* The request *
Your output must be the lines below from the line containing "Recreate this image" to the line containing "import React from 'react';", both lines included, reproduced exactly and without pictures.
^^^^^^^^^^^^^^^^
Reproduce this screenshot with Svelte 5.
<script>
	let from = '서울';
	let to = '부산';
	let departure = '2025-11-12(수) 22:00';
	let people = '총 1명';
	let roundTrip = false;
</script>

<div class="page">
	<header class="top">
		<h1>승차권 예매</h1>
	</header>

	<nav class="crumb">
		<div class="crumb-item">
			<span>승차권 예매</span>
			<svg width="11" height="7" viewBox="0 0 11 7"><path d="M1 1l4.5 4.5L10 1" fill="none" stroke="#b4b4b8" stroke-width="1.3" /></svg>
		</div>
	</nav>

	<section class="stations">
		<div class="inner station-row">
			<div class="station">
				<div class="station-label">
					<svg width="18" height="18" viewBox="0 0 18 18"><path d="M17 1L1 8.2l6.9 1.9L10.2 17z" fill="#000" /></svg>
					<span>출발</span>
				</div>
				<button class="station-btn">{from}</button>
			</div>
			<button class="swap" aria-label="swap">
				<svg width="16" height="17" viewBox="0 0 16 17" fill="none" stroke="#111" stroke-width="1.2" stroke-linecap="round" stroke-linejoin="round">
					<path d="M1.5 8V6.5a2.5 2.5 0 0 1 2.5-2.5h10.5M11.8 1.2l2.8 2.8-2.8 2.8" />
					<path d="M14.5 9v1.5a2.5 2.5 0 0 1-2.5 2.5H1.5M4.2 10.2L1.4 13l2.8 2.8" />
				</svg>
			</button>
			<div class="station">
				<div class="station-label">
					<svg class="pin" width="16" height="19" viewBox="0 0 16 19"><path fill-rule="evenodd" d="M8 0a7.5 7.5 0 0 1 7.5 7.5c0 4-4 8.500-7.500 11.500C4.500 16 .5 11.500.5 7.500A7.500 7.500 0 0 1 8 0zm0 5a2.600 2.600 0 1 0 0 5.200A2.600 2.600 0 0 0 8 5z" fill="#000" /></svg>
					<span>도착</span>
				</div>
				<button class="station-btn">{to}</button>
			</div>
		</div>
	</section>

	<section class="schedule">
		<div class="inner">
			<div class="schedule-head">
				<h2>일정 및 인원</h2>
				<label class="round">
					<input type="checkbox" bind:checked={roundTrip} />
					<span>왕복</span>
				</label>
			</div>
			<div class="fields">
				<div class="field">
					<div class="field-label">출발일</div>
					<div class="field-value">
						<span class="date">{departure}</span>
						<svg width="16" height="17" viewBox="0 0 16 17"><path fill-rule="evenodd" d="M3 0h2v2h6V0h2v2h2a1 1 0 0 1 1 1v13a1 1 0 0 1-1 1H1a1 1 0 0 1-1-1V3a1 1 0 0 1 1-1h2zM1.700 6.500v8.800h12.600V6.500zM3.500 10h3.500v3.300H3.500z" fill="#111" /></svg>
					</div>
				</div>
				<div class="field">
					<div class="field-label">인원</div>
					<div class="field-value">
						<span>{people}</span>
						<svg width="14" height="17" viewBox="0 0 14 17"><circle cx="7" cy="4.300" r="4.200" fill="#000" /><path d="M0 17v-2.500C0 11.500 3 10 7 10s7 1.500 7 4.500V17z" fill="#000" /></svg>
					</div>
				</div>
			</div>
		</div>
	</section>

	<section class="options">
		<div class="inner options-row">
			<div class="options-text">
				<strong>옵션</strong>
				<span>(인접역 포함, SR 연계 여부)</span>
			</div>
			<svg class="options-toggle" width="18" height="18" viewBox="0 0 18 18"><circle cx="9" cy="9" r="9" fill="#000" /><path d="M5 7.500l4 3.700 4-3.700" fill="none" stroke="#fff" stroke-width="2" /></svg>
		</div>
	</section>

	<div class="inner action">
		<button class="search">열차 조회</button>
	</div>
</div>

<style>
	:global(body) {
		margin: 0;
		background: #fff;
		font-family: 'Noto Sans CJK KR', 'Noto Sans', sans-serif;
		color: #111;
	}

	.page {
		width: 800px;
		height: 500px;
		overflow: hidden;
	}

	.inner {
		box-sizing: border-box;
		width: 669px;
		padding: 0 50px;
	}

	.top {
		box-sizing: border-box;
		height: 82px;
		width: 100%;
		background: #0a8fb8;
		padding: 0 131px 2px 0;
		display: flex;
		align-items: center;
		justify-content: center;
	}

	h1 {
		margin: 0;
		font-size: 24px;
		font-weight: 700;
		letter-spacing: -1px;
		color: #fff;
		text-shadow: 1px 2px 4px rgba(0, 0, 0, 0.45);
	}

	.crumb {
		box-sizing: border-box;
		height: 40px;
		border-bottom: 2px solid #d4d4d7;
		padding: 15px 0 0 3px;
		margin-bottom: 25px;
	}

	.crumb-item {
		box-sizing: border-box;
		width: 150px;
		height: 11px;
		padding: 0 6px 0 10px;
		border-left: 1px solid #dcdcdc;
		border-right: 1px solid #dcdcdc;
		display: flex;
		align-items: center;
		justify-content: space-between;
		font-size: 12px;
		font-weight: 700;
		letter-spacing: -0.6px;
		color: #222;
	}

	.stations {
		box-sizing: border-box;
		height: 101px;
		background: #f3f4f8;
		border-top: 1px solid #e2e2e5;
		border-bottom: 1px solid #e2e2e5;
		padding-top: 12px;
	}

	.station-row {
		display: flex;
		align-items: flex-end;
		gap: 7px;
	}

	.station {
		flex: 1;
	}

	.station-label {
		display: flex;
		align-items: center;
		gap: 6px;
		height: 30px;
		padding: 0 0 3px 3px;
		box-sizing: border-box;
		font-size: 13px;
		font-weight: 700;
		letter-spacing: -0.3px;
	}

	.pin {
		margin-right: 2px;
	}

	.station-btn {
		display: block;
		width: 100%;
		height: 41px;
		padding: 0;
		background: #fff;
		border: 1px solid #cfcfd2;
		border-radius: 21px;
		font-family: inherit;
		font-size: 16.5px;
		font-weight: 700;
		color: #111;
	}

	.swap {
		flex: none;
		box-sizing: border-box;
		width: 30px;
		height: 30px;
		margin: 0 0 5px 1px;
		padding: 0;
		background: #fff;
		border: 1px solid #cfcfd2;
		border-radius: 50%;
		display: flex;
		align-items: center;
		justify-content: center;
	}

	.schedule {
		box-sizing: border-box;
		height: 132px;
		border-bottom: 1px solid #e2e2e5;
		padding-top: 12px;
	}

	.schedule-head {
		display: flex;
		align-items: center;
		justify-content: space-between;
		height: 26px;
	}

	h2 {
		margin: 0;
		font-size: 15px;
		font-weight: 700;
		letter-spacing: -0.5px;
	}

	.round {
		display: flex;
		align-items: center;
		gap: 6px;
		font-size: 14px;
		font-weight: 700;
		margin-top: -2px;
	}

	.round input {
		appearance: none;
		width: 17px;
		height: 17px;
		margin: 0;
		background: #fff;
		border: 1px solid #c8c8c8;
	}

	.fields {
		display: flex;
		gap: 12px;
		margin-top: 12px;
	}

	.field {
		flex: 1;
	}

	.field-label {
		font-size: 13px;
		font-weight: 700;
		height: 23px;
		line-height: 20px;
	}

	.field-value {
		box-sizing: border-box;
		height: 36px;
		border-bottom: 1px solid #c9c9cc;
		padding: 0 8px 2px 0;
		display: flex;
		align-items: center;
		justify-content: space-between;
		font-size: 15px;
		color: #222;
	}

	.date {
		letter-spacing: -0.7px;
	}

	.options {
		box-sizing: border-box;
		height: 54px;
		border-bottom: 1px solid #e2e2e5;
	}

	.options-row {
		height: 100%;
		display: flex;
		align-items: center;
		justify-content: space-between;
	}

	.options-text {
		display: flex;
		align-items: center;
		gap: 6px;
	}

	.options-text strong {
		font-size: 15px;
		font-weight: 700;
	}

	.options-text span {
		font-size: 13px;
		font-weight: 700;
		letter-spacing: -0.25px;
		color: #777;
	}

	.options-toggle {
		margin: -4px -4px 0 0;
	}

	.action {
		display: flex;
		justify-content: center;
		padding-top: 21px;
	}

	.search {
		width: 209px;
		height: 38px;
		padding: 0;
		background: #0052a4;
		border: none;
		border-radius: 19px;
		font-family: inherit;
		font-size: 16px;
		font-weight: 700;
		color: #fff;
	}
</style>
^^^^^^^^^^^^^^^^
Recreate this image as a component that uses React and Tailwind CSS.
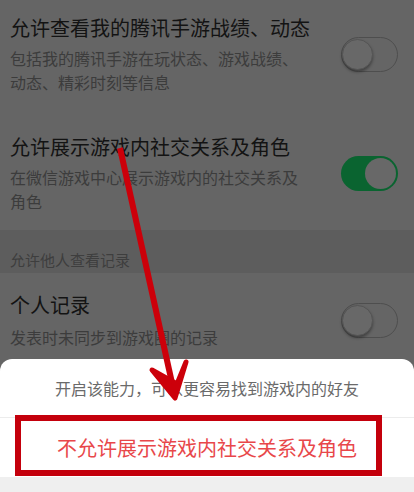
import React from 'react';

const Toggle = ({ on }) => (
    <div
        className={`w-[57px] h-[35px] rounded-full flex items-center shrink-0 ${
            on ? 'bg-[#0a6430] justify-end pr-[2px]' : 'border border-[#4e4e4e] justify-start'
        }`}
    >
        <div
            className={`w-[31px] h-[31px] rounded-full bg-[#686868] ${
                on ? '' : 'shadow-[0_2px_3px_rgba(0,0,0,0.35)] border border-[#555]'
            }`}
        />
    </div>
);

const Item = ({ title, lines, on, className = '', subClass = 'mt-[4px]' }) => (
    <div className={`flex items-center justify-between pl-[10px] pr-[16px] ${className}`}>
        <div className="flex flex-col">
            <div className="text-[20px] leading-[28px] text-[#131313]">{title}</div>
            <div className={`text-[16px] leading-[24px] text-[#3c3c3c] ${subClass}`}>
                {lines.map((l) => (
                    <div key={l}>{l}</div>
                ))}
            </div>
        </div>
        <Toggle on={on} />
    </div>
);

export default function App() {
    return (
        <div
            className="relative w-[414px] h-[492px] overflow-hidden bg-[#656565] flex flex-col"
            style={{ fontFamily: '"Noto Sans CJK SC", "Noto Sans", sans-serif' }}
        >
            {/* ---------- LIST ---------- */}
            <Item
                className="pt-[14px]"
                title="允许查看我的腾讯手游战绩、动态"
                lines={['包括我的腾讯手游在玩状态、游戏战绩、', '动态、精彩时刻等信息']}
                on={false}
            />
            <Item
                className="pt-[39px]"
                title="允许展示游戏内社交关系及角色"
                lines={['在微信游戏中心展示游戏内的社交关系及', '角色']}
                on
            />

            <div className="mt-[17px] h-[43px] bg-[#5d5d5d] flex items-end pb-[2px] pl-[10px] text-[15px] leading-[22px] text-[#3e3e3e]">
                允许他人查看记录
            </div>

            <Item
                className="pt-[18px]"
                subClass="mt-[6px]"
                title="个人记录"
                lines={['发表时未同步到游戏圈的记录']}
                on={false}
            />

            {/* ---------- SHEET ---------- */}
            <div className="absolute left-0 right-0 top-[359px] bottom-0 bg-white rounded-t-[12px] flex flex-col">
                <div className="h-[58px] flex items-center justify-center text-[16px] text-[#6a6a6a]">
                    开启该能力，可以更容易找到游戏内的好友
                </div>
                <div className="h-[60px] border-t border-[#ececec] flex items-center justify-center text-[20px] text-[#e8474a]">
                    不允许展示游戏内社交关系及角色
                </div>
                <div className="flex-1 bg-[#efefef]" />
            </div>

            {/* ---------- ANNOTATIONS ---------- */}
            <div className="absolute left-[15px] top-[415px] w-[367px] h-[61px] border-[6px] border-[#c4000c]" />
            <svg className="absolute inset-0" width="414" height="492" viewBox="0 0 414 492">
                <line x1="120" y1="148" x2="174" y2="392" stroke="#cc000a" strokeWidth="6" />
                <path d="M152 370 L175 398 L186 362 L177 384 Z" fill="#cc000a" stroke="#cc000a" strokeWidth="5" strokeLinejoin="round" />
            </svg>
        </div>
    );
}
^^^^^^^^^^^^^^^^
* Finished exercise *
Recreate this image as a component that uses React and Tailwind CSS.
import React from 'react';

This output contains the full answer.